Wait there’s more: For reasons not fully understood by scientists, the weeks around the vernal equinox are prone to Northern Lights.
http://science.nasa.gov/science-news/science-at-nasa/2008/20mar_spring
Would be good to get Leif’s take on this if he drops by.
Wouldn’t the difference of net (vertical) radiation be due to the exponential that results from continually splitting flux. I know I’m leaving a lot to be desired semantically here. But if you assume, as a very crude model, multiple layers of opaque gasses that absorb unidirectionally and then re-emit isotropically, each downward ‘hit’ at a layer results in a 50% split (in the vertical component). Half continues on down. Half gets reversed.

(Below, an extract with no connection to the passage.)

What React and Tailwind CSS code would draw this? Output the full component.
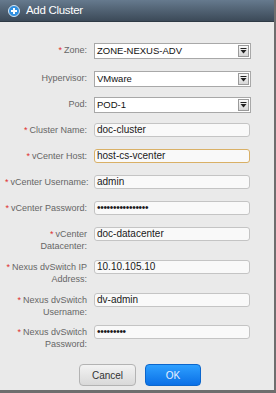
import React from 'react';

const font = { fontFamily: '"Liberation Sans", Arial, sans-serif' };

function DropArrow() {
  return (
    <div className="w-[11px] h-[12px] border border-[#9a9a9a] bg-gradient-to-b from-[#fafafa] to-[#d6d6d6] flex items-center justify-center">
      <svg width="7" height="6" viewBox="0 0 7 6">
        <rect x="0.5" y="0" width="6" height="1" fill="#222" />
        <path d="M0.5 2 L6.5 2 L3.5 5.5 Z" fill="#222" />
      </svg>
    </div>
  );
}

function Label({ children, required }) {
  return (
    <div className="w-[82px] ml-[5px] text-right text-[9px] leading-[12px] text-[#666] pt-[1px] whitespace-nowrap">
      {required && <span className="text-[#e03030] mr-[2px]">*</span>}
      {children}
    </div>
  );
}

function SelectRow({ label, value, required, className }) {
  return (
    <div className={'flex items-start ' + (className || '')}>
      <Label required={required}>{label}</Label>
      <div className="ml-[7px] w-[157px] h-[16px] border border-[#a8a8a8] bg-white flex items-center justify-between pl-[2px] pr-[1px]">
        <span className="text-[9.5px] text-[#111] leading-none">{value}</span>
        <DropArrow />
      </div>
    </div>
  );
}

function InputRow({ label, value, focused, className, mono }) {
  return (
    <div className={'flex items-start ' + (className || '')}>
      <Label required>{label}</Label>
      <div
        className={
          'ml-[7px] w-[156px] h-[14px] rounded-[3px] border bg-[#f9f9f9] flex items-center pl-[2px] ' +
          (focused ? 'border-[#d9b066]' : 'border-[#c4c4c4]')
        }
      >
        <span className={(mono ? 'text-[10px] tracking-[-0.3px] ' : 'text-[10px] ') + 'text-[#1a1a1a] leading-none'}>{value}</span>
      </div>
    </div>
  );
}

export default function App() {
  return (
    <div className="w-[276px] h-[393px] flex flex-col bg-[#eaeaea] border-r-2 border-b-[3px] border-[#6e6e6e]" style={font}>
      {/* Title bar */}
      <div className="h-[22px] shrink-0 flex items-center pl-[8px] bg-gradient-to-b from-[#667a8e] to-[#3c4a58] border-b border-[#2f3a45]">
        <div className="w-[12px] h-[12px] rounded-full bg-[#2f8fe0] border border-[#d6e6f4] flex items-center justify-center">
          <svg width="6" height="6" viewBox="0 0 6 6">
            <rect x="2" y="0" width="2" height="6" fill="#fff" />
            <rect x="0" y="2" width="6" height="2" fill="#fff" />
          </svg>
        </div>
        <span className="ml-[6px] text-[11.5px] text-white tracking-[-0.3px]">Add Cluster</span>
      </div>

      {/* Form */}
      <div className="flex flex-col pt-[21px]">
        <SelectRow label="Zone:" value="ZONE-NEXUS-ADV" required />
        <SelectRow label="Hypervisor:" value="VMware" className="mt-[12px]" />
        <SelectRow label="Pod:" value="POD-1" className="mt-[10px]" />
        <InputRow label="Cluster Name:" value="doc-cluster" className="mt-[10px]" />
        <InputRow label="vCenter Host:" value="host-cs-vcenter" focused className="mt-[12px]" />
        <InputRow label="vCenter Username:" value="admin" className="mt-[12px]" />
        <InputRow label="vCenter Password:" value="••••••••••••••••" mono className="mt-[12px]" />
        <InputRow label={<>vCenter<br />Datacenter:</>} value="doc-datacenter" className="mt-[12px]" />
        <InputRow label={<>Nexus dvSwitch IP<br />Address:</>} value="10.10.105.10" className="mt-[8px]" />
        <InputRow label={<>Nexus dvSwitch<br />Username:</>} value="dv-admin" className="mt-[8px]" />
        <InputRow label={<>Nexus dvSwitch<br />Password:</>} value="•••••••••" mono className="mt-[7px]" />
      </div>

      {/* Buttons */}
      <div className="flex pl-[79px] gap-[9px] mt-[14px]">
        <button className="w-[57px] h-[22px] rounded-[4px] border border-[#b3b3b3] bg-gradient-to-b from-[#f3f3f3] to-[#d9d9d9] text-[10px] text-[#333]">
          Cancel
        </button>
        <button className="w-[56px] h-[22px] rounded-[4px] border border-[#0b66cc] bg-gradient-to-b from-[#2ea0ff] to-[#0a6fe6] text-[10px] text-[#e6efff]">
          OK
        </button>
      </div>
    </div>
  );
}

Downward flux from a hot and very high source would be constantly converted by conversions from the unidirectional source to isotropic result. There would always be a bias (even without density change) that would make it very hard to reach the surface. Once you factor in a density profile to considerations of the probabalistic nature of the collisions at a given level it seems like most would get out and never be seen at the surface (most likely collision is downward).
Isn’t the reverse also true, i.e. it’s hard for energy in a CO2 band to get out when the energy source is the surface? And the likely corollary is that it doesn’t take a massive amount of opacity at a given altitude to cause a bias because of the nature of the path lengths and multiple conversions applied to the radiation ‘leak’.